If it were me tacking this shot, and I were using maya...
I would take a cube and a sphere, set nCloth to it (no gravity) and use the sphere as the deformer for the cube (making the sphere invisible) keyframe the sphere to animate the pattern for the path of the laser.
To do the laser, I would create a thin cyninder make it the solid color of the laser via a surface shader and then put an aim constraint pointing to the invisible sphere so therever the sphere goes it would "point there."
With the initial deformations in place, cheat the rest by lattice deform keyframes to slowly make the cube smaller and smaller little secotions at a time, and then finally overall scaling the geometry to zero.
Then comp the laser to look like a laser in post and comp the vehicle into the shot to make the transformation.
I'm sure there are many other ways to takle the shot and the original artist might have done it a different way, but that's how I would approach the shot. I guess the key factor to this approach would be the ncloth settings to use.
T3TSUO
07-27-2009, 05:33 AM
Thanks for the new perspective charleslin.
After reading your post,
I have been experimenting with nCloth for this project and am having a little trouble locking down the best settings for the ncloth material.
a lot of times the collision sphere will push into the cube nicely, but then dig in too deep and have the cloth overlap itself. other times the the sphere will start to push the whole cube.

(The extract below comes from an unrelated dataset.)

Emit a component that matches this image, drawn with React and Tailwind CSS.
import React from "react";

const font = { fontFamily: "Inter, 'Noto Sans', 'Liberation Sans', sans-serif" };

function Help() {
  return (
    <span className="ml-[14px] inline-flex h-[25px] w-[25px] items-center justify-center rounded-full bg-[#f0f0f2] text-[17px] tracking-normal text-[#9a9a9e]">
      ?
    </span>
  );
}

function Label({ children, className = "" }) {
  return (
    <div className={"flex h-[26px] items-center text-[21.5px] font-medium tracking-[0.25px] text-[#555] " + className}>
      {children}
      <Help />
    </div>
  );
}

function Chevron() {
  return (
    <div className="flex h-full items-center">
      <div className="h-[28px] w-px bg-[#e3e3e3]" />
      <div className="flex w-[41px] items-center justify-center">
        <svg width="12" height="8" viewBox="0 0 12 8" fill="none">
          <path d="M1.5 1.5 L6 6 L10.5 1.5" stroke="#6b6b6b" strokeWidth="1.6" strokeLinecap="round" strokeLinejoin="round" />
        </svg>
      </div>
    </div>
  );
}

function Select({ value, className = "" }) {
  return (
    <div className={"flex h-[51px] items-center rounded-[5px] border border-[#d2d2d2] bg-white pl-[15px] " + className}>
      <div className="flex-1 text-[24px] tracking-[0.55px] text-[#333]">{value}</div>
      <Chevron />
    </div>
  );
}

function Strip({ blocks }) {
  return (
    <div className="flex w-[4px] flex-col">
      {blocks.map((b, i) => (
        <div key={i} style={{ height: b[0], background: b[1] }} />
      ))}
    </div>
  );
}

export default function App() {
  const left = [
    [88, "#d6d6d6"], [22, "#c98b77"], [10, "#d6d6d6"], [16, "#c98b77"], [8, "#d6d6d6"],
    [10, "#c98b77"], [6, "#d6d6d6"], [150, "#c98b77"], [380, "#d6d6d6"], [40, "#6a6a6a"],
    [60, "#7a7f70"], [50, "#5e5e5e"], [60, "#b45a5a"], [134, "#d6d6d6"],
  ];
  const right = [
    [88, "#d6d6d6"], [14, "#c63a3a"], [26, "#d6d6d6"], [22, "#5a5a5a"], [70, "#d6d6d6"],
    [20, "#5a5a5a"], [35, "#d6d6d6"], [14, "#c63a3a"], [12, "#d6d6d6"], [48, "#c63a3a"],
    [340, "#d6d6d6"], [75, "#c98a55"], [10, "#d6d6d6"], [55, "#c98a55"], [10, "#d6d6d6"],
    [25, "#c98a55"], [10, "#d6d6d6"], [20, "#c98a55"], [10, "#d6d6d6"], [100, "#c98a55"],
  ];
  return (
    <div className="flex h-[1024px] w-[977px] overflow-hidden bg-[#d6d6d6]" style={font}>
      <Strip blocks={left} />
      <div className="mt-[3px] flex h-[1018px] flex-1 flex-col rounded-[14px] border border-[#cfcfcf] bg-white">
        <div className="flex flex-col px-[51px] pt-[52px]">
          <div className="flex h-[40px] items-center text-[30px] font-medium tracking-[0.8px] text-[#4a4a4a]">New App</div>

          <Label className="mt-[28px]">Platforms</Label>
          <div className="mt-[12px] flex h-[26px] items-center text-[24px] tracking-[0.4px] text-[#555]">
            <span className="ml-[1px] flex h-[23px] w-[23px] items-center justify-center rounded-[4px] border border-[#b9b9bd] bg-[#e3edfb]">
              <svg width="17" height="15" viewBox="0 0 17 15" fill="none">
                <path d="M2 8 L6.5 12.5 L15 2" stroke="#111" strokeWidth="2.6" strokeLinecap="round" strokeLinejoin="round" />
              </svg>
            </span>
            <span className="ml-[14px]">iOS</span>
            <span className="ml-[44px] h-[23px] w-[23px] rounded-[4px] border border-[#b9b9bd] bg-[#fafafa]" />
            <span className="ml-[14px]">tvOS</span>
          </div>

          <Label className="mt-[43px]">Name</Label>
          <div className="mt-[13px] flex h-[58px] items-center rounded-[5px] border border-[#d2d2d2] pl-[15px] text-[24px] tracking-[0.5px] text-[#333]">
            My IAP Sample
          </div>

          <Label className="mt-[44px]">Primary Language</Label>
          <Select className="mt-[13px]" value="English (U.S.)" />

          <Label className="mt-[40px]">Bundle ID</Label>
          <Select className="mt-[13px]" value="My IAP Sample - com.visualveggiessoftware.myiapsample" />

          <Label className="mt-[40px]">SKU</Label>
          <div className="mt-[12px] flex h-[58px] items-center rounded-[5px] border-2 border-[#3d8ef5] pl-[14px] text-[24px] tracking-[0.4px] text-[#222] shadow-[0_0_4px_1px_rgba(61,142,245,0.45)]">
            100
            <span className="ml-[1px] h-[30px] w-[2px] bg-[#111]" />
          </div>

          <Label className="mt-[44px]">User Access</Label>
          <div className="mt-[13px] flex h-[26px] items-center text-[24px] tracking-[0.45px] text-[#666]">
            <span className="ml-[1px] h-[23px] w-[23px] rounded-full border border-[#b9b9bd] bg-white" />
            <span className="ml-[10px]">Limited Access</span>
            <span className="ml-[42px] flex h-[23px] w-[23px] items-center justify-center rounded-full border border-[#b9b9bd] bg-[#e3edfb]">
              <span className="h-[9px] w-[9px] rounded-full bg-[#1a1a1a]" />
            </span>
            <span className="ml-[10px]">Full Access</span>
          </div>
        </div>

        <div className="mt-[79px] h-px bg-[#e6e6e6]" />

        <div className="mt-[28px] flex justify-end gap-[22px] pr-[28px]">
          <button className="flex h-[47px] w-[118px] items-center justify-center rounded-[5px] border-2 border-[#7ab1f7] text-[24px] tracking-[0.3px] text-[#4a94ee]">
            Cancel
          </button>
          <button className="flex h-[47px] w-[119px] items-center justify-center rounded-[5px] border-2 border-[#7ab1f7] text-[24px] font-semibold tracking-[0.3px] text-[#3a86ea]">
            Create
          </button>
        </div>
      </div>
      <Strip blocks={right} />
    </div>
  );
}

I do not have a ton of experience with nCloth. any help with the initial settings would be greatly appreciated.
THANK YOU!
charleslin
07-28-2009, 08:57 AM
Ok here is something I whipped up very quickly.

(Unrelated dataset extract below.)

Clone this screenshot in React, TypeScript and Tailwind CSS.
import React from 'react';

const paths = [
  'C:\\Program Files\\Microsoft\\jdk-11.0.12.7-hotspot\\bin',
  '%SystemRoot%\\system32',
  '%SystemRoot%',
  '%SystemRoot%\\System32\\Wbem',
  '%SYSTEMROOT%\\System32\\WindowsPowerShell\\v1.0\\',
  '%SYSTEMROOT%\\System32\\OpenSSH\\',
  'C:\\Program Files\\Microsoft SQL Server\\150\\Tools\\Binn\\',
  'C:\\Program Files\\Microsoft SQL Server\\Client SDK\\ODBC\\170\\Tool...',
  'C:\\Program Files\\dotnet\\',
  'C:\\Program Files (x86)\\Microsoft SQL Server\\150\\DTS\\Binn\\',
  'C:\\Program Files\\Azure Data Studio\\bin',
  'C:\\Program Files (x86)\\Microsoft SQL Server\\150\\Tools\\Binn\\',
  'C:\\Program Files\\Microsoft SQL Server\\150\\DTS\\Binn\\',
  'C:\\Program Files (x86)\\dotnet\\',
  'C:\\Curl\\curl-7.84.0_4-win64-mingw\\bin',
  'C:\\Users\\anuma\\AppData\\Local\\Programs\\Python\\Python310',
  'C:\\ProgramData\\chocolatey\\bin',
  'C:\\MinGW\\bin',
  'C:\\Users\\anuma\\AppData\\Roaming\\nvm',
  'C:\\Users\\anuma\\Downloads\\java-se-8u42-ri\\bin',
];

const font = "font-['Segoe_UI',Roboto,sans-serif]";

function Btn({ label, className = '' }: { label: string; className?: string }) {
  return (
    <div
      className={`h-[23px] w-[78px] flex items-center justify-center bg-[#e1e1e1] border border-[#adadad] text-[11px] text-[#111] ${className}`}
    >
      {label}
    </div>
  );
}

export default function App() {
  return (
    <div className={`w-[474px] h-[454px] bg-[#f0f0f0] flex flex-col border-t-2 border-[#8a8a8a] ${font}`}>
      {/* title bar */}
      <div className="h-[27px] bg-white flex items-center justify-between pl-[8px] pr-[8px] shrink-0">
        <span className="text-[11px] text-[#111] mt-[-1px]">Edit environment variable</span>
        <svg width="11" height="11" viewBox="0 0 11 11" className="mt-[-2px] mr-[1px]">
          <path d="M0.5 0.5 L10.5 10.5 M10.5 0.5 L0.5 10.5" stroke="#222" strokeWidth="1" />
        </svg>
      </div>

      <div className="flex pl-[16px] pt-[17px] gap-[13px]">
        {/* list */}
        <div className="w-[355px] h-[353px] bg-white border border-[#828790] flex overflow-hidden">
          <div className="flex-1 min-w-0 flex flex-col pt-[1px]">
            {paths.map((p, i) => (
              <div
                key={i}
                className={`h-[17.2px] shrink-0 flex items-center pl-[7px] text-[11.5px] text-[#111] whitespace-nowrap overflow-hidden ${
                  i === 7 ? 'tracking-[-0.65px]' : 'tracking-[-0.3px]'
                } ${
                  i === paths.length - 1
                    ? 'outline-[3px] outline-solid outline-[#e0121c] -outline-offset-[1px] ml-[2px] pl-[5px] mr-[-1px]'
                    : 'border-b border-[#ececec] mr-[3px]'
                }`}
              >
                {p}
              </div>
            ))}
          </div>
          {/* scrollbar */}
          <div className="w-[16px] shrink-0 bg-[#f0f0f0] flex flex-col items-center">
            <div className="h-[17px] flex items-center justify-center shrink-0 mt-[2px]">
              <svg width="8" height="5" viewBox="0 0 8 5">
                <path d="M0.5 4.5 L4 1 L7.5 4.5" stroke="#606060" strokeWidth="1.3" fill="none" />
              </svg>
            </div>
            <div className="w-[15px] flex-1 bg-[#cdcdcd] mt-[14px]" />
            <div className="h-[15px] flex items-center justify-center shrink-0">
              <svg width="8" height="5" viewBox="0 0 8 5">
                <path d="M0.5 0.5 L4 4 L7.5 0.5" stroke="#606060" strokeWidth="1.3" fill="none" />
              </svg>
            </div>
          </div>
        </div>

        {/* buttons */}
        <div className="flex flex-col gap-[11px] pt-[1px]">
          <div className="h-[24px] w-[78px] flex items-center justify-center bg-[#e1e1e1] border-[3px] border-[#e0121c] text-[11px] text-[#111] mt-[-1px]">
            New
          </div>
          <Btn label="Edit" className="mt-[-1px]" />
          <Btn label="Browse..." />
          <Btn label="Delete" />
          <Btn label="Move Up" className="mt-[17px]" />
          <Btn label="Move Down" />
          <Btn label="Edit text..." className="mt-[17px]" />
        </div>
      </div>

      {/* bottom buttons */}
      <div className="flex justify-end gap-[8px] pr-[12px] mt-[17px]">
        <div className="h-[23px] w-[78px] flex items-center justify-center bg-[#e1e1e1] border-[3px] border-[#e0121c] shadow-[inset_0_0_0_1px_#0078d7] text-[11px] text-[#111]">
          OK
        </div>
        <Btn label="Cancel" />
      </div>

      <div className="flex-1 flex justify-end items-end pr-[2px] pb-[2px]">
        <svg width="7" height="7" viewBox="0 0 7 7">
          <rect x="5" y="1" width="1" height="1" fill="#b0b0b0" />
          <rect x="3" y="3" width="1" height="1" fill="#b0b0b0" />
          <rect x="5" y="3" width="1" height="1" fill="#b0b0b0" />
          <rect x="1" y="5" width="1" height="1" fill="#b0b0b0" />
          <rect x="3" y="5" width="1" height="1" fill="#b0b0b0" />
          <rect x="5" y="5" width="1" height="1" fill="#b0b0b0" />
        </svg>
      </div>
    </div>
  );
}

http://www.animationspot.net/videos/WIP/forums/nClothHelp.mov
Things to note:
- The cluster is for the verts at the end of the cylinder. That cluster is then transform constrained to the sphere. Thus where the sphere goes, the tip of the cylinder will follow.

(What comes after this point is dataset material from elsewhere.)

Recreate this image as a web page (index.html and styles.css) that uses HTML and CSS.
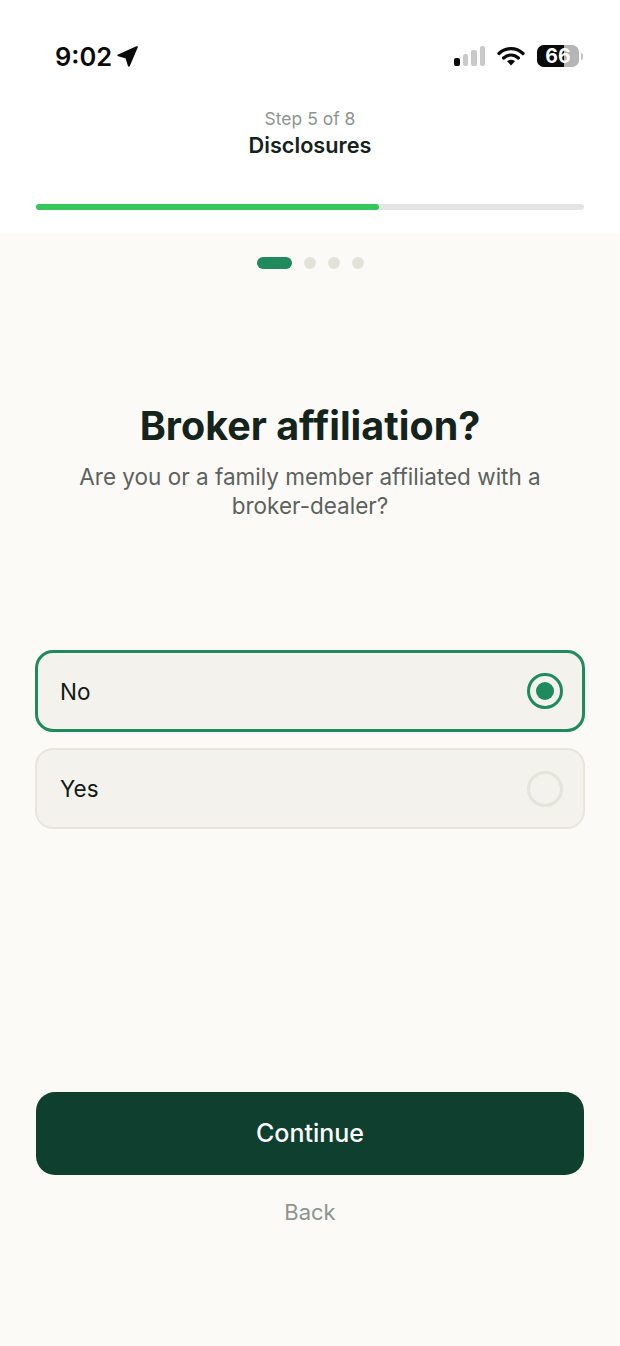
FILE: index.html
```html
<!DOCTYPE html>
<html lang="en">
<head>
<meta charset="UTF-8">
<title>Broker affiliation</title>
<link rel="stylesheet" href="styles.css">
</head>
<body>

<div class="top">
    <div class="status">
        <div class="time">
            <span>9:02</span>
            <svg class="arrow" width="21" height="21" viewBox="0 0 21 21"><path d="M19.8 1.2 L1.4 9.3 L9.4 11.6 L11.9 19.6 Z" fill="#0a0a0a" stroke="#0a0a0a" stroke-width="2" stroke-linejoin="round"/></svg>
        </div>
        <div class="icons">
            <div class="signal">
                <span class="bar bar1"></span>
                <span class="bar bar2"></span>
                <span class="bar bar3"></span>
                <span class="bar bar4"></span>
            </div>
            <svg class="wifi" width="28" height="20" viewBox="0 0 28 20"><path d="M2 7.5 C9 1 19 1 26 7.5 M6.6 12 C11 8 17 8 21.4 12" fill="none" stroke="#0a0a0a" stroke-width="3.2" stroke-linecap="round"/><path d="M10 15.2 C12.4 13.4 15.6 13.4 18 15.2 L14 19.4 Z" fill="#0a0a0a"/></svg>
            <div class="battery">
                <div class="battery-body"><span class="battery-level"></span><span class="battery-num">66</span></div>
                <span class="battery-cap"></span>
            </div>
        </div>
    </div>

    <div class="step">
        <div class="step-count">Step 5 of 8</div>
        <div class="step-name">Disclosures</div>
    </div>

    <div class="progress"><div class="progress-fill"></div></div>
</div>

<div class="main">
    <div class="dots">
        <span class="dot dot-active"></span>
        <span class="dot"></span>
        <span class="dot"></span>
        <span class="dot"></span>
    </div>

    <h1>Broker affiliation?</h1>
    <p class="sub">Are you or a family member affiliated with a broker-dealer?</p>

    <div class="options">
        <div class="option option-on">
            <span>No</span>
            <span class="radio radio-on"><span class="radio-dot"></span></span>
        </div>
        <div class="option">
            <span>Yes</span>
            <span class="radio"></span>
        </div>
    </div>

    <div class="btn">Continue</div>
    <div class="back">Back</div>
</div>

</body>
</html>
```

FILE: styles.css
```css
* { box-sizing: border-box; }
html, body { margin: 0; padding: 0; }
body { width: 620px; height: 1346px; overflow: hidden; background: #fbfaf6; font-family: Inter, "Liberation Sans", sans-serif; color: #14231c; }

.top { background: #fff; height: 234px; padding: 0 36px; }
.status { display: flex; justify-content: space-between; align-items: center; height: 80px; padding-top: 32px; }
.time { display: flex; align-items: center; gap: 5px; padding-left: 19px; font-size: 25.5px; font-weight: 600; color: #0a0a0a; }
.icons { display: flex; align-items: center; gap: 12px; margin-right: 1px; }
.signal { display: flex; align-items: flex-end; gap: 3px; height: 20px; }
.bar { display: block; width: 5.5px; background: #c9c9c9; border-radius: 2px; }
.bar1 { height: 8px; background: #0a0a0a; }
.bar2 { height: 12px; }
.bar3 { height: 16px; }
.bar4 { height: 20px; }
.battery { display: flex; align-items: center; gap: 2px; }
.battery-body { position: relative; width: 42px; height: 22px; border-radius: 7px; background: #b5b5b5; }
.battery-level { position: absolute; left: 0; top: 0; bottom: 0; width: 27px; background: #0a0a0a; border-radius: 7px 0 0 7px; }
.battery-num { position: absolute; left: 0; right: 0; top: 0; line-height: 22px; text-align: center; font-size: 19.5px; font-weight: 700; color: #fff; }
.battery-cap { width: 2px; height: 7px; background: #c4c4c4; border-radius: 0 2px 2px 0; }

.step { text-align: center; padding-top: 27px; }
.step-count { font-size: 17.5px; line-height: 24px; color: #8f9490; }
.step-name { font-size: 21.7px; line-height: 29px; font-weight: 600; color: #14231c; }
.progress { height: 6px; margin-top: 44px; background: #e4e4e4; border-radius: 3px; }
.progress-fill { width: 343px; height: 6px; background: #34c759; border-radius: 3px; }

.main { padding: 23px 35px 0; }
.dots { display: flex; justify-content: center; align-items: center; gap: 12px; height: 12px; }
.dot { width: 12px; height: 12px; border-radius: 50%; background: #e3e2d9; }
.dot-active { width: 35px; border-radius: 6px; background: #1f8a5b; }

h1 { margin: 132px 0 0; text-align: center; font-size: 39.5px; line-height: 50px; font-weight: 700; color: #14231c; }
.sub { margin: 11px auto 0; width: 480px; text-align: center; font-size: 22.5px; line-height: 29px; color: #5c625e; }

.options { display: flex; flex-direction: column; gap: 16px; margin-top: 130px; }
.option { display: flex; justify-content: space-between; align-items: center; height: 81px; padding: 0 20px 0 23px; background: #f3f2ec; border: 2px solid #e8e6dc; border-radius: 18px; font-size: 22.5px; color: #111a16; }
.option-on { height: 82px; border: 3px solid #1f8a5b; padding: 0 19px 0 22px; }
.radio { display: flex; align-items: center; justify-content: center; width: 36px; height: 36px; border: 3px solid #e5e4da; border-radius: 50%; }
.radio-on { border-color: #1f8a5b; }
.radio-dot { width: 18px; height: 18px; border-radius: 50%; background: #1f8a5b; }

.btn { margin: 263px 1px 0; height: 83px; line-height: 83px; text-align: center; background: #0f3f2e; border-radius: 19px; color: #fff; font-size: 25px; font-weight: 500; }
.back { margin-top: 22px; text-align: center; font-size: 22px; line-height: 30px; color: #8f9490; }
```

- The spheres at the corners of the cube you can hide. They serve as anchor points to nconstrain the corners of the cube. I used transform nconstrain vert-to-vert, and set the channel box settings of the sonstraint to "weld." This will pin the cube in place and keep it from floating about.
- The cube is set to use the ncloth preset of "putty" in the attribute editor presets for the ncloth Shape node.
- While you're in the attribute editor, you might want to go ahead and pop over to the nucleus tab, and disable gravity (or leave it on, if you need gravity for your transformation; to turn it on or off at a specific frame, you'll need to script that in, as I dunn think you can keyframe that)
- Enable ground plane collision if you need it to collide with the x,z ground axies.
- To prevent it from folding in on itself, self collide should be set to "on" from the putty preset, but you want to make sure the cube has enough geometry for the deformation.
Now you should be able to key frame the tiny sphere along the surface of the cube and it should work. All you would then need to do is fine-tune it to fit how you want it to behave.
Lemme know how this works out.
ydiaz
07-28-2009, 01:07 PM
Hey, sorry to jump in but I came up with a different solution in case you want to try it, here's a quick vid of the result:
http://ymasd.com/tmp/laser_ice_cube.mov
- Basically you create a cube, subdivide it a few times and create a soft body out of it, a simple soft body, no copy or goals in the option box.
- Set the conserve values for the particles to less than 1 to keep them fairly still
- Then create a radial field with a small spherical volume shape and a fairly large magnitude, depending on the scale of your scene, and some attenuation.
- I added a gravity field to simulate the ice melting, also with a spherical volume shape only slightly larger.
- Create a locator and parent both fields to it and animate it so they're close to the surface, but not touching as you might get particles moving away from the center of the cube.
You will probably have to tweak the conserve, magnitude and attenuations a bit to get the look you want but I thought it might be easier this way.
Good luck!
Y.
P.S. This topic might be better suited for the Dynamics forum.